**Material**
---+---

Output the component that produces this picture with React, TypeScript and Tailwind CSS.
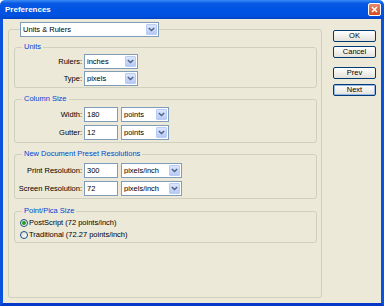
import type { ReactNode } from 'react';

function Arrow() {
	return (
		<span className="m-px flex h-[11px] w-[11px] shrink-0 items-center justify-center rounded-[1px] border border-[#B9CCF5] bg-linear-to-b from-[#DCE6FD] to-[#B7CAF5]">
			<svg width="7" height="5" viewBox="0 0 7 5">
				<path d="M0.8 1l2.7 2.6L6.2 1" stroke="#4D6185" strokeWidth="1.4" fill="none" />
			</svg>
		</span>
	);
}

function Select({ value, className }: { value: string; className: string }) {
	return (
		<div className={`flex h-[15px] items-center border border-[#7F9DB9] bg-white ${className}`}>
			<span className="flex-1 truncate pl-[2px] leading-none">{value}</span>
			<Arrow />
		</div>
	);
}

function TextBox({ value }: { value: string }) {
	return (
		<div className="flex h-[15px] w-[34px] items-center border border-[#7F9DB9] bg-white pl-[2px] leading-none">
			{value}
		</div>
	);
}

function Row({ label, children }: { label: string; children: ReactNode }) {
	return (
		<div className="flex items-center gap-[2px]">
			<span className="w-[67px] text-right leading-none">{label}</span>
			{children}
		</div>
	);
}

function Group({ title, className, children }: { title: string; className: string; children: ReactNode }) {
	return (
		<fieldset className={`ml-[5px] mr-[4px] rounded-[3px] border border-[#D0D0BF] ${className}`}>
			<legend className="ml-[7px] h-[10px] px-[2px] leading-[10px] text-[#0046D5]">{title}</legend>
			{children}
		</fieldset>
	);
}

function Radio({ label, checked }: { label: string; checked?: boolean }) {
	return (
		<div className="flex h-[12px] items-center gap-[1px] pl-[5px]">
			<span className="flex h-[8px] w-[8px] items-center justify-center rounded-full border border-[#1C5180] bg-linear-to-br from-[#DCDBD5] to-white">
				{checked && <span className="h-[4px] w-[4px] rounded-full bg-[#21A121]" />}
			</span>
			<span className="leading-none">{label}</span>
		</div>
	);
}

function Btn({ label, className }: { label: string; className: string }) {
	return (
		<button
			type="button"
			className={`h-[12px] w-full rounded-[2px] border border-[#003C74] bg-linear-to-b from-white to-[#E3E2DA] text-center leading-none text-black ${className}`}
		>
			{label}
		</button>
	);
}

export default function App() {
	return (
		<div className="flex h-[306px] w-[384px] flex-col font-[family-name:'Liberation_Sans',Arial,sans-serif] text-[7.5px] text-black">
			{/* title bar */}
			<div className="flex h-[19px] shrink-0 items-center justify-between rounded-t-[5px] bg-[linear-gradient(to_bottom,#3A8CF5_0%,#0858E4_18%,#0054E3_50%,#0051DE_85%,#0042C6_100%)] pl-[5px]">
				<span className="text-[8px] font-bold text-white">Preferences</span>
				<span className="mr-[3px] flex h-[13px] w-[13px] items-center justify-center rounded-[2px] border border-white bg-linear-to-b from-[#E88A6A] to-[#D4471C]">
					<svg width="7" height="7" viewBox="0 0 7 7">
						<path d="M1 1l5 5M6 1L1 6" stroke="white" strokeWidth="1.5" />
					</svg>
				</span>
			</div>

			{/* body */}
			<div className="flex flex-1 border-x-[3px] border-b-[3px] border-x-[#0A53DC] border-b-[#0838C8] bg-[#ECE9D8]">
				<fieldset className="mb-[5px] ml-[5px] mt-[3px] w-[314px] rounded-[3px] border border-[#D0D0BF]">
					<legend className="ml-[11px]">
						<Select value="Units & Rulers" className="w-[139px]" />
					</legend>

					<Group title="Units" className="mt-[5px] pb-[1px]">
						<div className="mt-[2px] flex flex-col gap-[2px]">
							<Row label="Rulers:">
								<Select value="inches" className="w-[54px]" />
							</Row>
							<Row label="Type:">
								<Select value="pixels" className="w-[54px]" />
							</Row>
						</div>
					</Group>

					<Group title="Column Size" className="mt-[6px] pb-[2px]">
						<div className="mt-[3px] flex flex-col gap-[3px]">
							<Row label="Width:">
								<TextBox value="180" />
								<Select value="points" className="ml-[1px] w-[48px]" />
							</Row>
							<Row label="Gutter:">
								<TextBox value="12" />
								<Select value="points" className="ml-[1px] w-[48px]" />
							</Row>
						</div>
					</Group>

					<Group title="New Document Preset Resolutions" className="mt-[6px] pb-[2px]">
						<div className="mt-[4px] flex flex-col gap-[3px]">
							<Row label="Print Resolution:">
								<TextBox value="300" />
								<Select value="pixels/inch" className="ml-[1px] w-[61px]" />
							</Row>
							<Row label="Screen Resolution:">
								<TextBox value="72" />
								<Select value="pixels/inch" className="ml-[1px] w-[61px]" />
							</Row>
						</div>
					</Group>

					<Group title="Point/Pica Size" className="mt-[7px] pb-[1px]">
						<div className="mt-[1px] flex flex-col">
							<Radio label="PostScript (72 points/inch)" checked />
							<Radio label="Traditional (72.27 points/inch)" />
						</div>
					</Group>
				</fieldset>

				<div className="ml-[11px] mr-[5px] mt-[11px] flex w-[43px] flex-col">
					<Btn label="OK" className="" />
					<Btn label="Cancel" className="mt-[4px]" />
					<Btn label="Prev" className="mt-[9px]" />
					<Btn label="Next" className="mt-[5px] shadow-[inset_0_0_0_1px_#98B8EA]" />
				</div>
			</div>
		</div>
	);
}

---+---

**Task requirements**
Extract every line of the data exactly; pictures stay out.

**The reply**
Output the component that produces this picture with React, TypeScript and Tailwind CSS.
import type { ReactNode } from 'react';

function Arrow() {
	return (
		<span className="m-px flex h-[11px] w-[11px] shrink-0 items-center justify-center rounded-[1px] border border-[#B9CCF5] bg-linear-to-b from-[#DCE6FD] to-[#B7CAF5]">
			<svg width="7" height="5" viewBox="0 0 7 5">
				<path d="M0.8 1l2.7 2.6L6.2 1" stroke="#4D6185" strokeWidth="1.4" fill="none" />
			</svg>
		</span>
	);
}

function Select({ value, className }: { value: string; className: string }) {
	return (
		<div className={`flex h-[15px] items-center border border-[#7F9DB9] bg-white ${className}`}>
			<span className="flex-1 truncate pl-[2px] leading-none">{value}</span>
			<Arrow />
		</div>
	);
}

function TextBox({ value }: { value: string }) {
	return (
		<div className="flex h-[15px] w-[34px] items-center border border-[#7F9DB9] bg-white pl-[2px] leading-none">
			{value}
		</div>
	);
}

function Row({ label, children }: { label: string; children: ReactNode }) {
	return (
		<div className="flex items-center gap-[2px]">
			<span className="w-[67px] text-right leading-none">{label}</span>
			{children}
		</div>
	);
}

function Group({ title, className, children }: { title: string; className: string; children: ReactNode }) {
	return (
		<fieldset className={`ml-[5px] mr-[4px] rounded-[3px] border border-[#D0D0BF] ${className}`}>
			<legend className="ml-[7px] h-[10px] px-[2px] leading-[10px] text-[#0046D5]">{title}</legend>
			{children}
		</fieldset>
	);
}

function Radio({ label, checked }: { label: string; checked?: boolean }) {
	return (
		<div className="flex h-[12px] items-center gap-[1px] pl-[5px]">
			<span className="flex h-[8px] w-[8px] items-center justify-center rounded-full border border-[#1C5180] bg-linear-to-br from-[#DCDBD5] to-white">
				{checked && <span className="h-[4px] w-[4px] rounded-full bg-[#21A121]" />}
			</span>
			<span className="leading-none">{label}</span>
		</div>
	);
}

function Btn({ label, className }: { label: string; className: string }) {
	return (
		<button
			type="button"
			className={`h-[12px] w-full rounded-[2px] border border-[#003C74] bg-linear-to-b from-white to-[#E3E2DA] text-center leading-none text-black ${className}`}
		>
			{label}
		</button>
	);
}

export default function App() {
	return (
		<div className="flex h-[306px] w-[384px] flex-col font-[family-name:'Liberation_Sans',Arial,sans-serif] text-[7.5px] text-black">
			{/* title bar */}
			<div className="flex h-[19px] shrink-0 items-center justify-between rounded-t-[5px] bg-[linear-gradient(to_bottom,#3A8CF5_0%,#0858E4_18%,#0054E3_50%,#0051DE_85%,#0042C6_100%)] pl-[5px]">
				<span className="text-[8px] font-bold text-white">Preferences</span>
				<span className="mr-[3px] flex h-[13px] w-[13px] items-center justify-center rounded-[2px] border border-white bg-linear-to-b from-[#E88A6A] to-[#D4471C]">
					<svg width="7" height="7" viewBox="0 0 7 7">
						<path d="M1 1l5 5M6 1L1 6" stroke="white" strokeWidth="1.5" />
					</svg>
				</span>
			</div>

			{/* body */}
			<div className="flex flex-1 border-x-[3px] border-b-[3px] border-x-[#0A53DC] border-b-[#0838C8] bg-[#ECE9D8]">
				<fieldset className="mb-[5px] ml-[5px] mt-[3px] w-[314px] rounded-[3px] border border-[#D0D0BF]">
					<legend className="ml-[11px]">
						<Select value="Units & Rulers" className="w-[139px]" />
					</legend>

					<Group title="Units" className="mt-[5px] pb-[1px]">
						<div className="mt-[2px] flex flex-col gap-[2px]">
							<Row label="Rulers:">
								<Select value="inches" className="w-[54px]" />
							</Row>
							<Row label="Type:">
								<Select value="pixels" className="w-[54px]" />
							</Row>
						</div>
					</Group>

					<Group title="Column Size" className="mt-[6px] pb-[2px]">
						<div className="mt-[3px] flex flex-col gap-[3px]">
							<Row label="Width:">
								<TextBox value="180" />
								<Select value="points" className="ml-[1px] w-[48px]" />
							</Row>
							<Row label="Gutter:">
								<TextBox value="12" />
								<Select value="points" className="ml-[1px] w-[48px]" />
							</Row>
						</div>
					</Group>

					<Group title="New Document Preset Resolutions" className="mt-[6px] pb-[2px]">
						<div className="mt-[4px] flex flex-col gap-[3px]">
							<Row label="Print Resolution:">
								<TextBox value="300" />
								<Select value="pixels/inch" className="ml-[1px] w-[61px]" />
							</Row>
							<Row label="Screen Resolution:">
								<TextBox value="72" />
								<Select value="pixels/inch" className="ml-[1px] w-[61px]" />
							</Row>
						</div>
					</Group>

					<Group title="Point/Pica Size" className="mt-[7px] pb-[1px]">
						<div className="mt-[1px] flex flex-col">
							<Radio label="PostScript (72 points/inch)" checked />
							<Radio label="Traditional (72.27 points/inch)" />
						</div>
					</Group>
				</fieldset>

				<div className="ml-[11px] mr-[5px] mt-[11px] flex w-[43px] flex-col">
					<Btn label="OK" className="" />
					<Btn label="Cancel" className="mt-[4px]" />
					<Btn label="Prev" className="mt-[9px]" />
					<Btn label="Next" className="mt-[5px] shadow-[inset_0_0_0_1px_#98B8EA]" />
				</div>
			</div>
		</div>
	);
}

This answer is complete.